Looking into the operations of the neuron, we can find that the core computation is a repetitive application of Multiplier–Accumulator (MAC) operation, shown in Figure 3. One MAC operation is one multiplication plus one addition. Therefore, one can explore the digital hardware organization principle with respect to serialization and parallelization when exploring the trade-offs between performance and cost (hardware area, power etc.).



Figure 3: An MAC unit.

In fact, the lab shall be carried out with three alternative designs/implementations:

- 1. Generic N-input neuron modeling with a single MAC unit (N is generic). This means that the N-input neuron shall be modeled with only one MAC unit, and the control path takes care of the repetitive MAC operations for N times. The control path is typically designed as an FSM (Finite State Machine). This is one extreme case of *fully serial* architecture resulting in lowest area cost.
- 2. Generic N-input neuron modeling with N-MAC units (N is generic). This is the other extreme that uses a *fully parallel* architecture (as many MAC units as needed) leading to a fastest solution.
- 3. Generic N-input neuron modeling with K-MAC units (N and K is generic, and K<N). This is a semi-parallel solution that the control path takes care of the repetitive MAC operations over N/K times and sums the intermediate results in the end. In this lab, we set K=2. By varying K, we can play the trade-off between the two design extremes in terms of performance and cost.



Figure 4: Operation schedules of the three alternative N-input neuron implementations.

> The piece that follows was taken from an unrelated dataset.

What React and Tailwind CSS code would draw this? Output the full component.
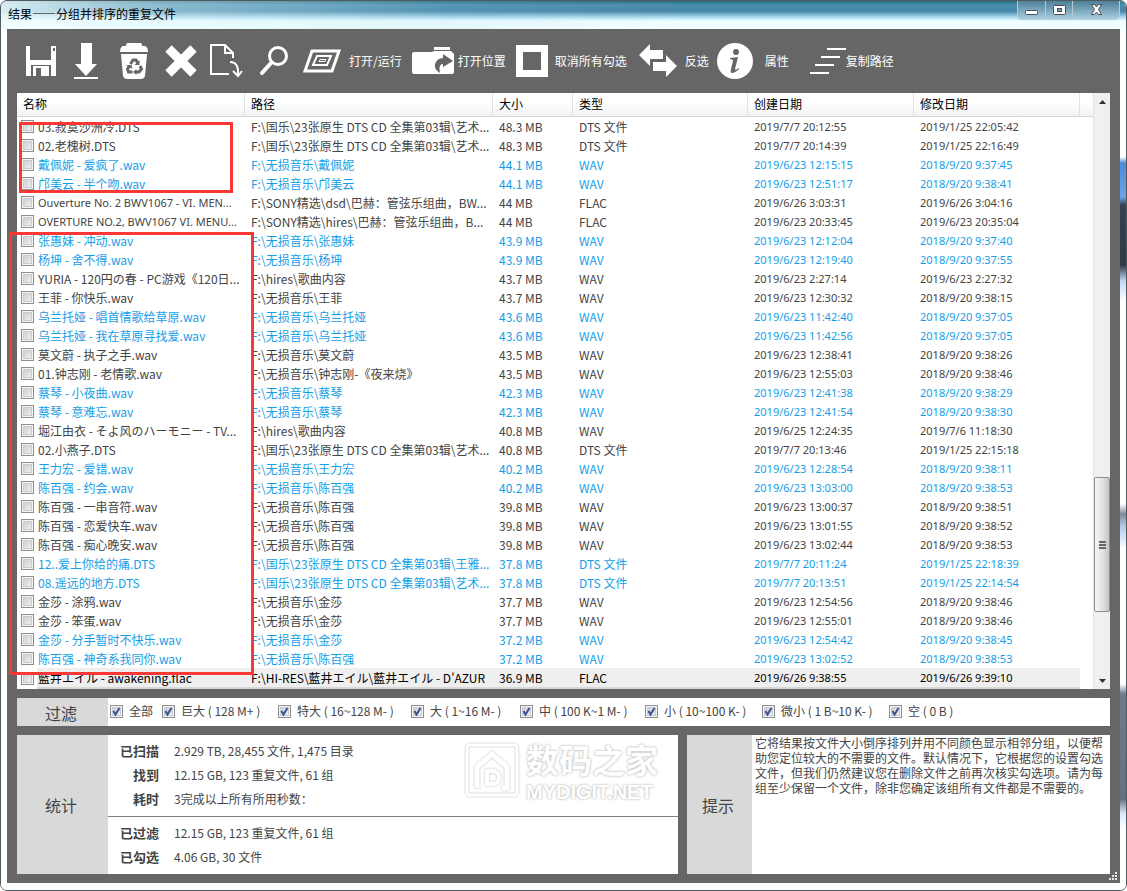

The operation schedule of each of these solutions is illustrated in Figure 4. Figure 4(A) is for the fully serial implementation with 1 MAC unit. Figure 4(B) assumes a semi-parallel implementation with 2 MAC units, and Figure 4(C) is a fully-parallel implementation with N MAC units.

There are additional constraints or considerations for the three hardware implementations:

- 1. Besides exploring the digital hardware organization principle, the lab shall also investigate the impact of data precision (weight, input, output) on hardware complexity.
  - For hardware efficiency, the input data, weight, and output data use 32-bit, 16-bit and 8-bit fixed point numbers instead of floating point numbers. For 32-bit/16-bit/8-bit fixed point number, use 12/6/3 bits for the integer part and 20/10/5 bits for the fractional part, respectively. Note that the intermediate partial sum may use as many bits as needed.
- 2. The nonlinear function to be considered is the step function, the sigmoid function and the ReLU function. For the sigmoid function, one shall use an approximation method to realize, for example, piece-wise linear approximation or look-up table.
  - In this lab, you need to implement the ReLu function for 32-bit/16-bit/8-bit fixed point number design and implement the sigmoid function for 8-bit fixed point number design.

You shall make a comparative evaluation of area, frequency and power for the following:

- The one-MAC design, K-MAC design, and N-MAC design for an N-input neuron under the same data precision (32-bit, 16-bit or 8-bit data precision) with the same nonlinear function.
- Consider N varying from 2 to 64 for the N-input neuron. Set N = 2, 4, 8, 16, 32, 64.

Answer the following questions when your lab results are checked by TAs and write them in your report:

- 1. Draw a state-transition diagram and a design schematic figure each for your one-MAC design and K-MAC design. How did you implement the control path (controller) in your MAC designs? How many states do they have?
- 2. Assume your design is partitioned into a data path and a control path in general, which path consumes more area? To clarify, the data path means the data computation path from input to output (e.g. The MAC and nonlinear function are on the data path), while the control path means the FSM controller which controls reading input, generating output, and performs computation at each clock cycle. What if the data precision is reduced or the number of inputs N increases? Draw a bar diagram to make the comparison.
- 3. How did you implement the sigmoid function? If you are using piece-wise linear approximation, how many segments did you use, why? If you are using a look-up table, how did you decide the number of entries in the table?

# 4 Documentation

- 1. Source code and test benches verifying the correct functionality of your designs.
- 2. Hardware model simulation results and synthesis results.
- 3. A technical report, which shall be submitted to the Canvas after your results are approved by a lab assistant.

The technical report should contain the design, implementation, and evaluation details. More importantly, proper conclusions shall be drawn from the comparative evaluations under different data precisions, and discussions for the design scalability (e.g. when N varies from 2 to 64) be given.

You need to answer the questions when your lab results are checked by TAs and write them in your report. In addition, you can write down the lessons learnt from the lab.